Tyler Whitney, 16, of Fenwick, Michigan, probably never looked at himself as an aviation pioneer. He is one, however, as he became the first EAA Young Eagle to pass his FAA Private Pilot written test through the Sporty’s Online Pilot Training Course now offered free to all Young Eagles.
The opportunity was announced last April by EAA and Sporty’s Pilot Shop of Batavia, Ohio, one of the world’s leading pilot and aviation suppliers. Through this partnership, young people who receive an introduction to flight via the EAA Young Eagles Program also receive from Sporty’s the tools they’ll need to take the next steps in pursuing their interest in aviation.
Upon completion of a flight with a Young Eagles volunteer pilot — often the youth’s first time aboard a general aviation aircraft — the child will receive a logbook for recording this and subsequent aviation experiences. The Young Eagle also receives an access code to the Sporty’s Online Complete Pilot Training Course. Both the logbook and the flight training course are free of charge to Young Eagles.
“EAA and Sporty’s made this program possible so the excitement of flight that comes from a Young Eagles flight doesn’t stop there,” said Brian O’Lena, EAA’s youth programs manager.
Neither of Whitney’s parents have aviation background, but after he took his Young Eagles flight in June 2008 with pilot Robert Allers of Greenville, Mich., he wanted to explore flight training. The Sporty’s Online Pilot Training Course allowed Whitney to work toward his goal at no additional cost.
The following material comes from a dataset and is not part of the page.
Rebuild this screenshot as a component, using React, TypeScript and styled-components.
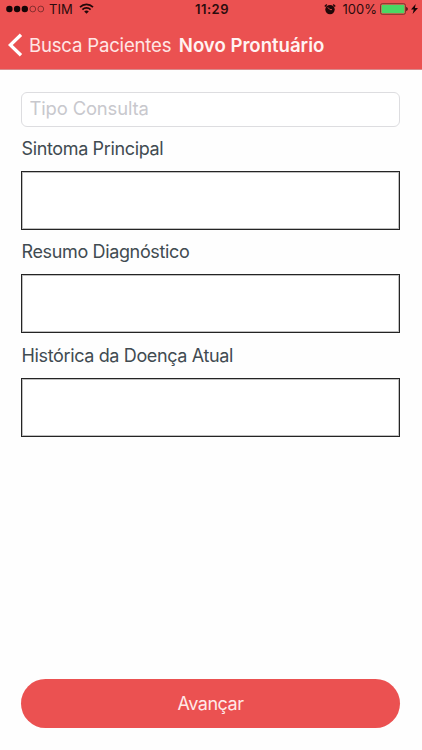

“After my Young Eagles flight I knew I had to fly. It’s what I want to do,” Whitney said.
After about 35 hours of flight training with instructor Jeff Ostrander, Whitney’s next goal is to earn his Private Pilot Certificate on his 17th birthday — the earliest date he can take his flight test.
“We know Tyler will be only the first of many, many young people who have the opportunity to discover and explore the world of flight through the Young Eagles program and the support Sporty’s has provided for aviation future,” O’Lena said. “There are more ‘next step’ programs coming for Young Eagles that will make the experience more than simply an initial airplane ride.”
EAA’s Young Eagles program was founded in 1992 and has provided more than 1.5 million free demonstration flights to young people around the world, through the efforts of 43,000 volunteer pilots and 50,000 ground volunteers.